Required work
List all lines in the material below that contain "full".

# Data provided start

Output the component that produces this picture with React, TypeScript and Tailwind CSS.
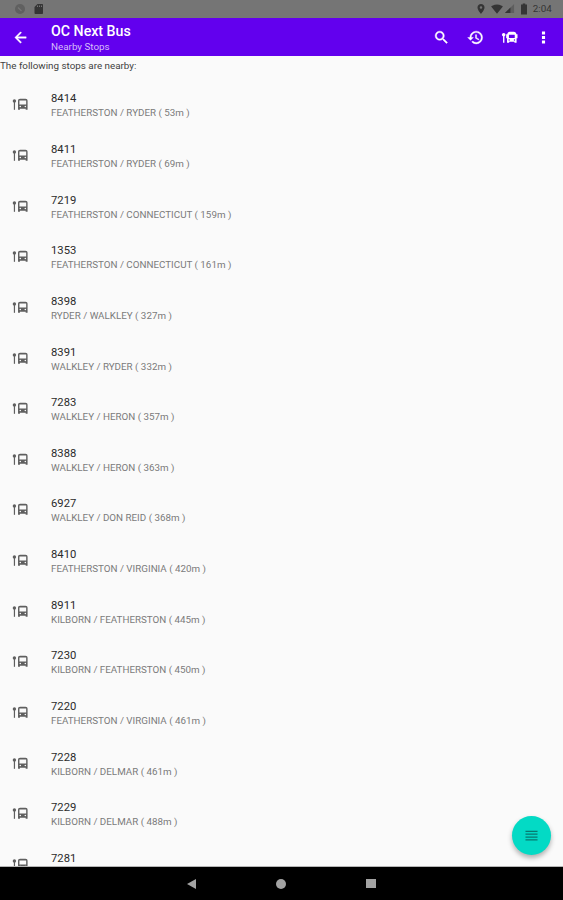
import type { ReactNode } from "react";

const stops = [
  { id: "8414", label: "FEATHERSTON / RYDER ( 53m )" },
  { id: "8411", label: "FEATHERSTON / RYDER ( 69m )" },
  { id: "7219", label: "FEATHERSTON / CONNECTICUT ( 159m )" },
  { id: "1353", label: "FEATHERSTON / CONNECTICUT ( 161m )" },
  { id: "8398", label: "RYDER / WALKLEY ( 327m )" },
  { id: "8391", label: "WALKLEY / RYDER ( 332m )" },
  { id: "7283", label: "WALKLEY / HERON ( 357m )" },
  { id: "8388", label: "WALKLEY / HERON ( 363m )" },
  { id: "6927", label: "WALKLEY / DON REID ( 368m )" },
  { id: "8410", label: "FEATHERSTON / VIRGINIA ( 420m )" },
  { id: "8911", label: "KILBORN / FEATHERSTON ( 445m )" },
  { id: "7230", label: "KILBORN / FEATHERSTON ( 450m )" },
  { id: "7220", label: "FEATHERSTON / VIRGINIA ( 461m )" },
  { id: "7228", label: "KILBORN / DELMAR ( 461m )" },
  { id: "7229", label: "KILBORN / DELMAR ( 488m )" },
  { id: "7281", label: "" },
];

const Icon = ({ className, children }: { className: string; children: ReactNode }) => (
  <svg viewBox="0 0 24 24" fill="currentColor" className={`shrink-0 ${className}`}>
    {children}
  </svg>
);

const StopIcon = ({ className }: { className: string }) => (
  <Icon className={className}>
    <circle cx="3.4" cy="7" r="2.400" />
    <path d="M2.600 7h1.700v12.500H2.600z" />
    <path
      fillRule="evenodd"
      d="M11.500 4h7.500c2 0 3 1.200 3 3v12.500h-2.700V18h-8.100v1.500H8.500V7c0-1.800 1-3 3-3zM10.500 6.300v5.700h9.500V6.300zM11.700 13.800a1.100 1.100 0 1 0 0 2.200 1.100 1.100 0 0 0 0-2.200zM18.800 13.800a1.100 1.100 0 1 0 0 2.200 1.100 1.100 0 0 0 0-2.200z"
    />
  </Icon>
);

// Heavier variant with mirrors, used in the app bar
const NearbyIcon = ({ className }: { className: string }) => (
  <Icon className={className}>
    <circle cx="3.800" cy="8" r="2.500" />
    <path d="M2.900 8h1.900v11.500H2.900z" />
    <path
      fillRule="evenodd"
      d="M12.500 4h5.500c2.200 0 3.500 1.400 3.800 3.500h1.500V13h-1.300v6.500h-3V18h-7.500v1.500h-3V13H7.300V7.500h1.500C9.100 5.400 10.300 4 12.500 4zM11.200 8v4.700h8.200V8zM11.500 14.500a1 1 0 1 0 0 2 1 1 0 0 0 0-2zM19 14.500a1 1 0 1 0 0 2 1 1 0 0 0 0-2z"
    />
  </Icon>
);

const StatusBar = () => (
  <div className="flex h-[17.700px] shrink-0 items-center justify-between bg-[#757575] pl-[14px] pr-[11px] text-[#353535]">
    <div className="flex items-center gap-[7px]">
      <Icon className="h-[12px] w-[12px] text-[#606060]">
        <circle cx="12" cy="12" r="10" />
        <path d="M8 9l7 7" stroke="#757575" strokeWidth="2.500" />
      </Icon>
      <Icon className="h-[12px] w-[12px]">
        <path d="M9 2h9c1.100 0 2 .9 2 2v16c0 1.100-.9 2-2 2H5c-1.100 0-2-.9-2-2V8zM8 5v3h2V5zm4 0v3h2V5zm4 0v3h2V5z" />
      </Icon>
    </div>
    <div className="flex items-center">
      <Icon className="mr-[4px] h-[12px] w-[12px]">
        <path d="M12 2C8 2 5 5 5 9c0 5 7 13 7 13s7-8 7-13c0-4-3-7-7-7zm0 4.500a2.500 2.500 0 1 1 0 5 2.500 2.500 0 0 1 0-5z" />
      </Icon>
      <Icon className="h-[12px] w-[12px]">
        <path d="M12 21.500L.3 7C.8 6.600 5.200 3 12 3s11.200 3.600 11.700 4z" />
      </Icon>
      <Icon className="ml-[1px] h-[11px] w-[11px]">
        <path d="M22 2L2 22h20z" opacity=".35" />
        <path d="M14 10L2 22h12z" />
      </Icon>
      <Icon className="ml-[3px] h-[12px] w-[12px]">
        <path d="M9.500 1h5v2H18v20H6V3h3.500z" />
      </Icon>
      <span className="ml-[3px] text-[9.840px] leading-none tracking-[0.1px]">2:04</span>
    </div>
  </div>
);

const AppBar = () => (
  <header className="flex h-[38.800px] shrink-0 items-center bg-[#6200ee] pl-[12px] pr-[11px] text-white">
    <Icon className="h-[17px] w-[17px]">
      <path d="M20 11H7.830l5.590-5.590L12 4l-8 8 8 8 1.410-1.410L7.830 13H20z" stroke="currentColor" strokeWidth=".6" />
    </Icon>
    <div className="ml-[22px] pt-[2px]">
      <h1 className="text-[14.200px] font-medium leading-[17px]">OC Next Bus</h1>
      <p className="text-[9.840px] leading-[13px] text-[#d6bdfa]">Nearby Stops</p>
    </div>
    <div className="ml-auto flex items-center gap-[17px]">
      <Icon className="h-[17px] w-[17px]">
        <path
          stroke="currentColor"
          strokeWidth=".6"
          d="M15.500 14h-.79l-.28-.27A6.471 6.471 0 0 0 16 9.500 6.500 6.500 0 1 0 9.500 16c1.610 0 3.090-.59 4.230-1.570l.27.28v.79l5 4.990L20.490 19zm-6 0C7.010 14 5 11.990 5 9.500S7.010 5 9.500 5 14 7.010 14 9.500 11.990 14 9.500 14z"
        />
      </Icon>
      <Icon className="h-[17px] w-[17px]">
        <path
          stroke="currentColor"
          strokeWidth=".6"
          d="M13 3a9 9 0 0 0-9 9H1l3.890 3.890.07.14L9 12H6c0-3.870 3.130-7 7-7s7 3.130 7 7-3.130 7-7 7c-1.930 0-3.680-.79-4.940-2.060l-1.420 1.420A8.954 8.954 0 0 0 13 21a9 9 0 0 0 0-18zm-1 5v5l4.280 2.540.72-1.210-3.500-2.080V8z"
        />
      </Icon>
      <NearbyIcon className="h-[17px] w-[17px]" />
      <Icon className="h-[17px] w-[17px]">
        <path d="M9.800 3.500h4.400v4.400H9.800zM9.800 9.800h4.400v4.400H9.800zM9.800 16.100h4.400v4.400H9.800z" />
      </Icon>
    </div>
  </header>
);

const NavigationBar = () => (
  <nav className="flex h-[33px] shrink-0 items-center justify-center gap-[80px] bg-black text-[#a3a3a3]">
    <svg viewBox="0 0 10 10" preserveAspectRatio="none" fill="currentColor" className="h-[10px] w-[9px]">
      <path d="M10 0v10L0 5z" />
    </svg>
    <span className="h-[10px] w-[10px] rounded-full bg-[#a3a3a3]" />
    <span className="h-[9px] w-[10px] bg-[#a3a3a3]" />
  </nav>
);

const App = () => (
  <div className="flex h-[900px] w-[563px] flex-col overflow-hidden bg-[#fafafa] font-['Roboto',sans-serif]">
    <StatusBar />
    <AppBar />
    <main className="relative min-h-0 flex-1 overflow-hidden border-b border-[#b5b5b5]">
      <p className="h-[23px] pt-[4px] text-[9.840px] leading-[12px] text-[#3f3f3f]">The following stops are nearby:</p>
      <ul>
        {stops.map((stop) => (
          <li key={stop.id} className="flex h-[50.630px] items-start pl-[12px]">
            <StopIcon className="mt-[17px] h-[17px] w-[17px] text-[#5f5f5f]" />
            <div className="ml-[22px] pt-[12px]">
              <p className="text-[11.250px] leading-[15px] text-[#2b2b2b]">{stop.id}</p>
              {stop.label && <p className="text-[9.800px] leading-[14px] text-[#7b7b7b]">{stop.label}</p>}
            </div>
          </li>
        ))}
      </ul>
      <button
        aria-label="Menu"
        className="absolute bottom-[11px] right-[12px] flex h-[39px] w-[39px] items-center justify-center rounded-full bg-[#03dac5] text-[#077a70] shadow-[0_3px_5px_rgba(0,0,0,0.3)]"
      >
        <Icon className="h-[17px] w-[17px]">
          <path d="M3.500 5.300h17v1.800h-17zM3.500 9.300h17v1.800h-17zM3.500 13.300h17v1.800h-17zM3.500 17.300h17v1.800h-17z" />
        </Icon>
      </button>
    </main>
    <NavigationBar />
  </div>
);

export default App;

# Data provided end
# Data provided start

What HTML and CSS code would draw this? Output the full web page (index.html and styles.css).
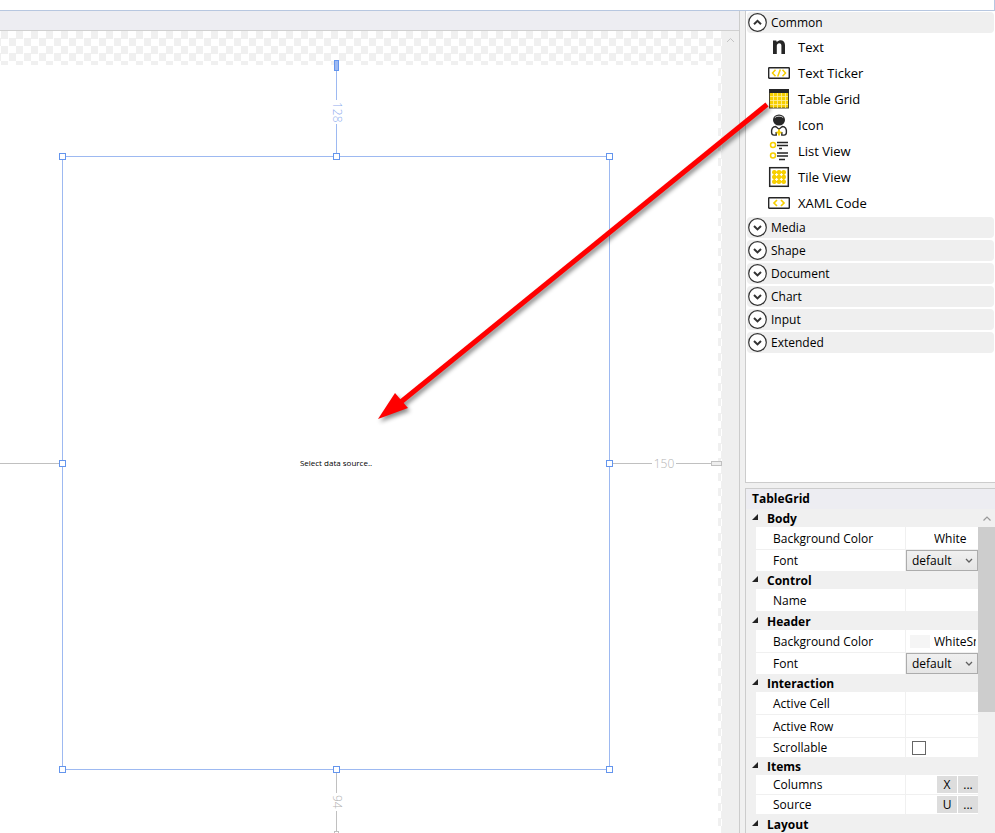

# Data provided end

Result of the exercise
    <span className="h-[10px] w-[10px] rounded-full bg-[#a3a3a3]" />
        className="absolute bottom-[11px] right-[12px] flex h-[39px] w-[39px] items-center justify-center rounded-full bg-[#03dac5] text-[#077a70] shadow-[0_3px_5px_rgba(0,0,0,0.3)]"
What HTML and CSS code would draw this? Output the full web page (index.html and styles.css).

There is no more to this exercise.